Injured in a home office
An employer may experience a situation in which an employee working from a home office files a workers’ compensation claim. The employer may want to request photos of the worker’s workspace, but does that present legal risk?

Michael Petrie, an attorney with Jorden Burt LLP in Simsbury, Connecticut, says no law prevents an employer from making such a request, although photos might not provide a clear answer to the employer’s questions about the validity of the workers’ comp claim. They could help, though.

“Presumably, if you provided the employee with certain equipment to ensure a safe and ergonomically correct work environment, you might want to see that the equipment is being used and is set up properly,” Petrie says. “But it seems unlikely that pictures will reveal how the accident occurred or substantiate or disprove whether the injury was work-related. Nevertheless, you should feel free to make the request.”

Irby agrees that an employer can legally ask for photos. “The filing of a workers’ comp claim generally means that you and your insurance carrier are allowed full access to the work site to evaluate the claim and the pertinent facts,” he says.

Workers’ compensation rules vary state by state, but Irby said in his state, Mississippi, the employer probably would be able to get an order from the Workers’ Compensation Commission mandating access and the opportunity for photos.

Kilkur, in Pennsylvania, said the employer should put the request in writing and explain the reason for the request.
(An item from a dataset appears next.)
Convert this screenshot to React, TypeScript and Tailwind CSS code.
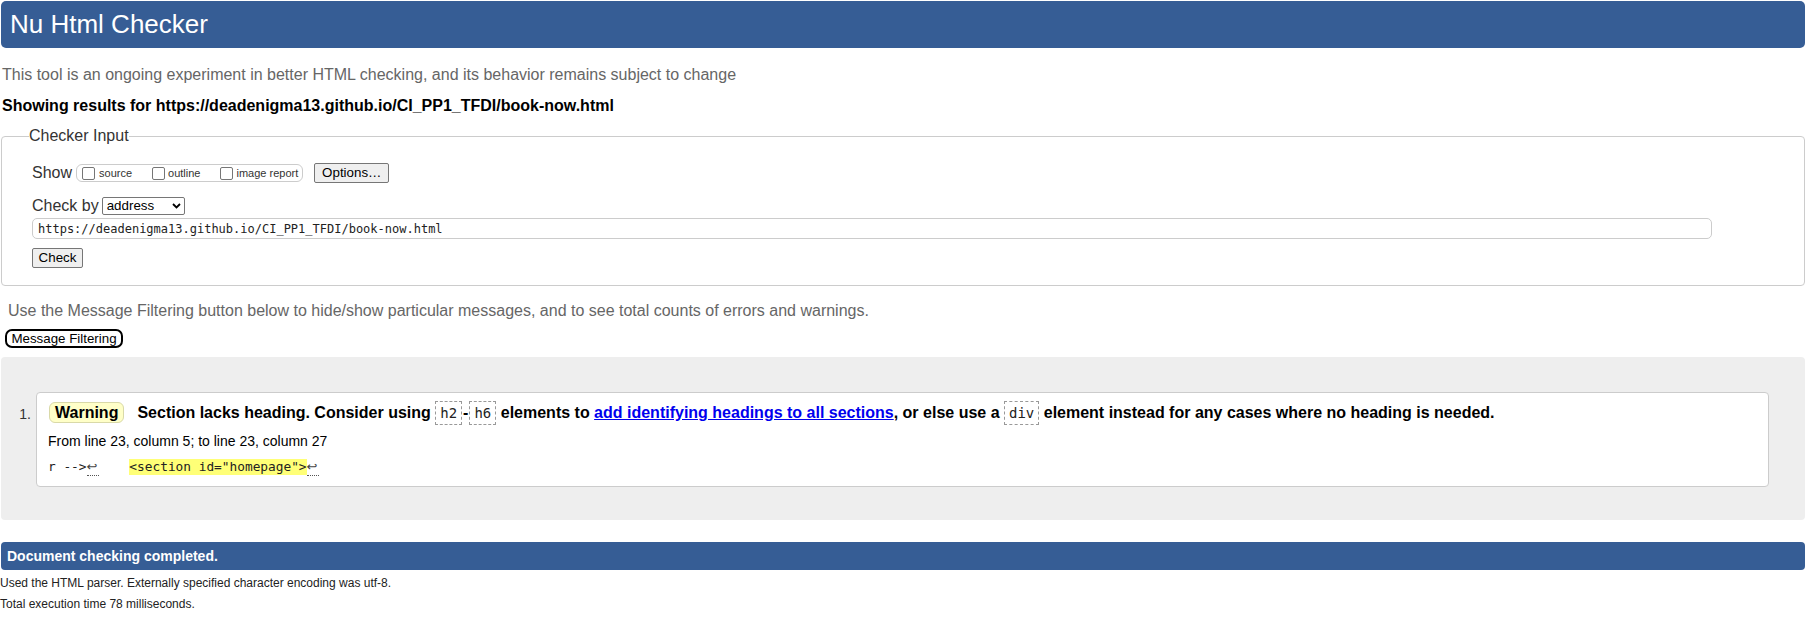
import React from "react";

const Checkbox = () => (
  <span className="inline-block w-[13px] h-[13px] border border-[#767676] rounded-[2px] bg-white shrink-0" />
);

const Code = ({ children }: { children: React.ReactNode }) => (
  <code className="inline-block border border-dashed border-[#999] px-[4px] leading-[22px] font-['DejaVu_Sans_Mono',monospace] text-[14px] font-normal text-[#222] bg-white">
    {children}
  </code>
);

const Ret = () => (
  <span className="inline-block w-[12px] leading-[16px] border-b border-dotted border-[#555] font-['DejaVu_Sans',sans-serif] text-[13px] text-[#444]">
    ↩
  </span>
);

export default function App() {
  return (
    <div className="w-[1806px] h-[620px] overflow-hidden bg-white px-px pt-px font-['Liberation_Sans',Arial,sans-serif] text-black">
      <h1 className="h-[47px] rounded-[5px] bg-[#365d95] text-white text-[26px] leading-[47px] pl-[9px] font-normal">
        Nu Html Checker
      </h1>
      <p className="mt-[17px] pl-px text-[16px] leading-[20px] text-[#666]">
        This tool is an ongoing experiment in better HTML checking, and its behavior remains subject to change
      </p>
      <p className="mt-[11px] pl-px text-[16px] leading-[20px] font-bold">
        Showing results for https://deadenigma13.github.io/CI_PP1_TFDI/book-now.html
      </p>

      <fieldset className="mt-[11px] border border-[#ccc] rounded-[4px] pl-[30px] pt-[18px] pb-[17px] text-[#333]">
        <legend className="-ml-[3px] text-[16px] leading-[18px]">Checker Input</legend>
        <div className="flex items-center h-[20px]">
          <span className="text-[16px] leading-[20px]">Show</span>
          <div className="ml-[4px] flex items-center h-[18px] border border-[#ccc] rounded-[6px] pl-[5px] pr-[4px] text-[11px] text-[#333]">
            <label className="flex items-center">
              <Checkbox />
              <span className="ml-[4px]">source</span>
            </label>
            <label className="flex items-center ml-[20px]">
              <Checkbox />
              <span className="ml-[3px]">outline</span>
            </label>
            <label className="flex items-center ml-[20px]">
              <Checkbox />
              <span className="ml-[3px]">image report</span>
            </label>
          </div>
          <button className="ml-[11px] h-[20px] w-[75px] bg-[#efefef] border border-[#767676] rounded-[2px] text-[13.333px] text-black leading-[18px]">
            Options…
          </button>
        </div>
        <div className="mt-[13px] flex items-center h-[20px]">
          <span className="text-[16px] leading-[20px]">Check by</span>
          <div className="ml-[3px] w-[83px] h-[18px] border border-[#767676] rounded-[2px] flex items-center justify-between pl-[4px] pr-[3px] text-[13.333px] text-black bg-white">
            <span>address</span>
            <svg width="9" height="6" viewBox="0 0 9 6">
              <path d="M1 1 L4.5 4.5 L8 1" fill="none" stroke="#000" strokeWidth="1.8" />
            </svg>
          </div>
        </div>
        <input
          readOnly
          defaultValue="https://deadenigma13.github.io/CI_PP1_TFDI/book-now.html"
          className="block mt-[2px] w-[1680px] h-[21px] border border-[#ccc] rounded-[5px] px-[5px] font-['DejaVu_Sans_Mono',monospace] text-[12px] text-[#222] outline-none"
        />
        <button className="block mt-[9px] h-[20px] w-[51px] bg-[#efefef] border border-[#767676] rounded-[2px] text-[13.333px] text-black leading-[18px]">
          Check
        </button>
      </fieldset>

      <p className="mt-[15px] pl-[7px] text-[16px] leading-[20px] text-[#666]">
        Use the Message Filtering button below to hide/show particular messages, and to see total counts of errors and warnings.
      </p>
      <button className="block mt-[8px] ml-[4px] h-[19px] w-[118px] border-2 border-black rounded-[7px] bg-white text-[13.333px] leading-[15px] text-black">
        Message Filtering
      </button>

      <div className="mt-[9px] rounded-[4px] bg-[#eeeeee] pt-[35px] pb-[33px] pr-[36px] flex items-start">
        <span className="w-[35px] pr-[5px] mt-[12px] text-right text-[14px] leading-[20px] text-[#333]">1.</span>
        <div className="flex-1 border border-[#ccc] rounded-[4px] bg-white pl-[11px] pt-[8px] pb-[10px]">
          <p className="text-[16px] leading-[24px] font-bold">
            <span className="inline-block ml-[1px] border border-[#d9d9a8] rounded-[6px] bg-[#ffffc8] px-[5px] leading-[19px]">
              Warning
            </span>
            <span className="inline-block w-[13px]" />
            Section lacks heading. Consider using <Code>h2</Code>
            <span className="mx-[1px]">-</span>
            <Code>h6</Code> elements to{" "}
            <a href="#" className="text-[#0000ee] underline">
              add identifying headings to all sections
            </a>
            , or else use a <Code>div</Code> element instead for any cases where no heading is needed.
          </p>
          <p className="mt-[6px] text-[14px] leading-[20px]">From line 23, column 5; to line 23, column 27</p>
          <p className="mt-[8px] leading-[16px] font-['DejaVu_Sans_Mono',monospace] text-[12.8px] text-[#222] whitespace-pre">
            r --&gt;
            <Ret />
            {"    "}
            <span className="inline-block bg-[#ffff77] leading-[16px]">&lt;section id="homepage"&gt;</span>
            <Ret />
          </p>
        </div>
      </div>

      <div className="mt-[22px] h-[28px] rounded-[4px] bg-[#365d95] flex items-center pl-[6px] text-white text-[14px] font-bold">
        Document checking completed.
      </div>
      <p className="mt-[3px] -ml-px text-[12px] leading-[21px] text-[#222]">
        Used the HTML parser. Externally specified character encoding was utf-8.
      </p>
      <p className="-ml-px text-[12px] leading-[21px] text-[#222]">Total execution time 78 milliseconds.</p>
      <div className="mt-[5px] -mx-px border-t border-dotted border-[#888]" />
    </div>
  );
}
Also, the photos should be of the workspace that supposedly caused the accident or injury.

Not so private lay-off meeting
Another employer has presented a situation in which a supervisor wants to eliminate two positions because she needs an employee with a different skill set. She doesn’t have a need or the budget to continue the two positions and still make the new hire. She wants to talk to both the employees being laid off at the same time. The supervisor’s thinking is that it will help the two workers if they know they aren’t alone in being laid off. Also, the supervisor wants to make sure both workers hear the same explanation. But is it a good idea?

Kilkur votes no. “Although there is no legal prohibition against notifying individuals of a layoff jointly, it’s better to do it individually,” he says. “Generally, losing a job is an emotional experience, and employees react differently.”

Irby suggests talking with the supervisor to explain the risks. “You do not know how the employees will react or what questions they may have,” he says.

Petrie in Connecticut also sees problems with the group-meeting approach. “There is no legal reason you can’t deliver a layoff notice to two people simultaneously,” he says. “You also are allowed to terminate someone by text message, but that doesn’t mean it’s a good idea.”

Petrie adds that being terminated “can be a deeply emotional, confusing, and anxiety-inducing moment” and employers need to be able to respond if someone gets upset or does something unexpected.

“In addition, some employees might consider a group approach disrespectful, like you couldn’t make time to speak to them one on one,” Petrie says. “Sure, a consistent message is important, but there are other ways to accomplish that. Have simple written talking points that you follow, and stick to your script. Prepare a list of frequently asked questions and answers to which you can refer.”